President Donald Trump has been keeping his foot on the gas of governmental reform since taking office last month, but that is not to say that he has not encountered some noteworthy obstacles along the way.
Amid the administration's efforts to slash thousands of jobs at the U.S. Agency for International Development (USAID), a federal judge has put a temporary halt on the measure, siding with two employee unions who sued to stop Trump's momentum, as the New York Post reports.
One of the agencies targeted for massive cost-cutting by the Elon Musk-led Department of Government Efficiency (DOGE), is USAID, and after an initial review of its operations, plans were announced to cut its workforce down from over 10,000 to just a few hundred.

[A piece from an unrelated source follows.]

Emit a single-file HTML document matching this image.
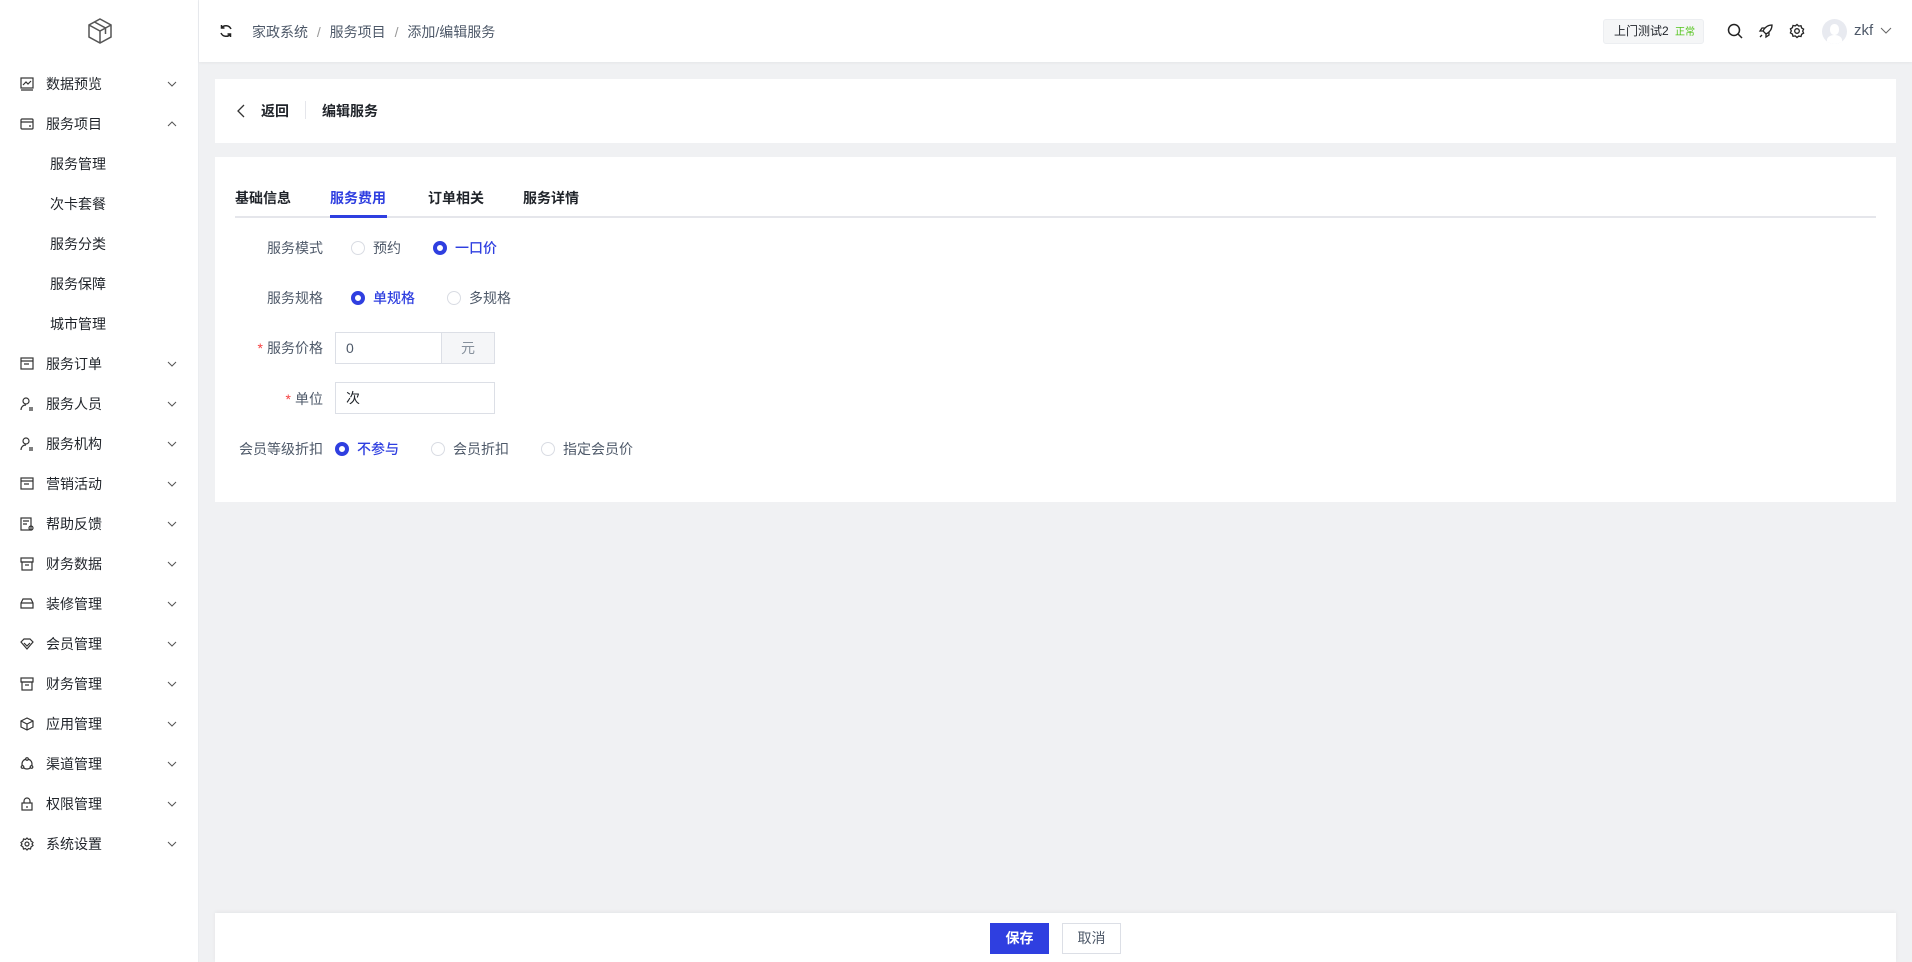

In response to the administration's stated direction, the American Foreign Service Association and the American Federation of Government Employees sued, contending that the planned layoffs would jeopardize the safety of workers placed abroad as well as the continuity of nongovernmental organizations that rely on USAID funding to operate.
Countering that position was Trump Justice Department lawyer Brett Shumate, who argued that Trump had the authority to place USAID workers on leave due to findings of “corruption and fraud” said to be rampant at the agency.
U.S. District Judge Carl Nichols concurred with the unions -- at least for now -- and ordered the administration to reinstate all agency employees placed on leave, also barring anyone else from being placed on leave or being ordered to return from overseas posts on any “expedited timeline.”
The stay on any such significant personnel moves will remain in place until at least Feb. 15, according to Nichols, and the parties will reconvene for a preliminary injunction hearing that is now set for Feb. 12.
The Trump administration, despite the setback from Nichols, appears undeterred in its plans to dismantle or dramatically reshape USAID, with the president himself stating, as the Daily Mail noted, that it has “been run by a bunch of radical lunatics, and we're getting them out.”
Secretary of State Marco Rubio, who has been named acting administrator for USAID, lamented the tumultuous nature of the attempted changes, saying, “I'd have preferred not to do it this way.”
However, he added, “When we tried to do it from the top down by getting cooperation from the central office and USAID, what we found instead are people trying to use the system to sneak through payments and push through payments despite the stop order. We found people that were uncooperative in terms of giving us information and access.”
Rubio assured concerned parties that the administration is not abandoning the concept of foreign aid, but rather initiating reforms to ensure that it is delivered in an appropriate way.
“The United States will be providing foreign aid. But it is going to be foreign aid that makes sense and is aligned with our national interest,” priorities that DOGE and the president believe have been missing in the agency's operations.
Both sides in the dispute over USAID appear to be fully entrenched in their positions, with the federal unions contending that the administration's efforts to dismantle the agency are invalid due to the lack of any congressional authorization for them.
Trump, however, has insisted that he has executive authority to combat what he says is corruption “at levels rarely seen before,” but whether his -- and Musk's -- position will ultimately win the day, only time will tell.